Thursday, August 28, 2008

His name is Gustav

So, everyone's all freaking out and stuff. I really wasn't sweating it, but everyone else's stress is making me anxious! The bartender made me drink a bottle of vodka last night just to escape the insanity! Yesterday ALTR told me that she was leaving at two o'clock today!!

I don't want to deal with the insanity of gridlocked traffic trying to get out of town, so the options are leave early or stay. I don't want to leave if I don't have to. I have been lucky that for the two major evacuations for Ivan and Katrina I a) left early and beat the crowds and b) was actually on my way back to New Orleans (respectively). But, really, a part of me wants to stay, even if Gustav does head our way, simply to see what happens. However, I know both of my roommates will be leaving and I am unarmed and dogless. I did fill my tank up last night and have at least a gallon of water rolling around in the back of my car.

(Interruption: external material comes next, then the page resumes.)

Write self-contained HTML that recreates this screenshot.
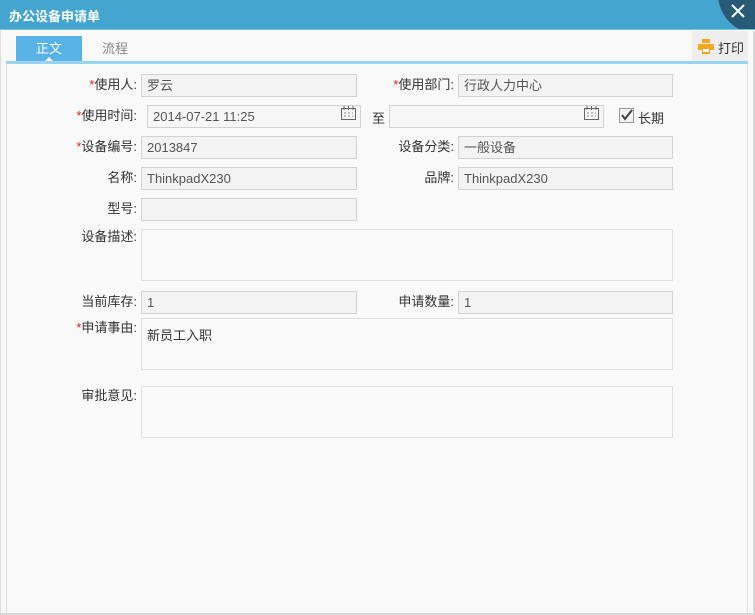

Tulane has cancelled classes and that was always what dictated my staying or going. I'm not a student anymore, so it really should not be the golden rule.

After Katrina you can't really say that anyone is over prepared, but...this is driving me nuts.

Given my indecision, the one sure thing in life right now is that I'm going to the football game tonight and getting loaded. While some clients have cancelled their appointments tomorrow we still have a full day ahead of us and I plan to work through it with a daquiri in hand. Looks like my evacuation buddy may have to be the one driving.

Here is a nice little contraflow map that I stumbled across in the nola.com comments.

Good luck on whatever route you, my friends, chose to take. I'll be at my neighborhood bar slamming the vodka.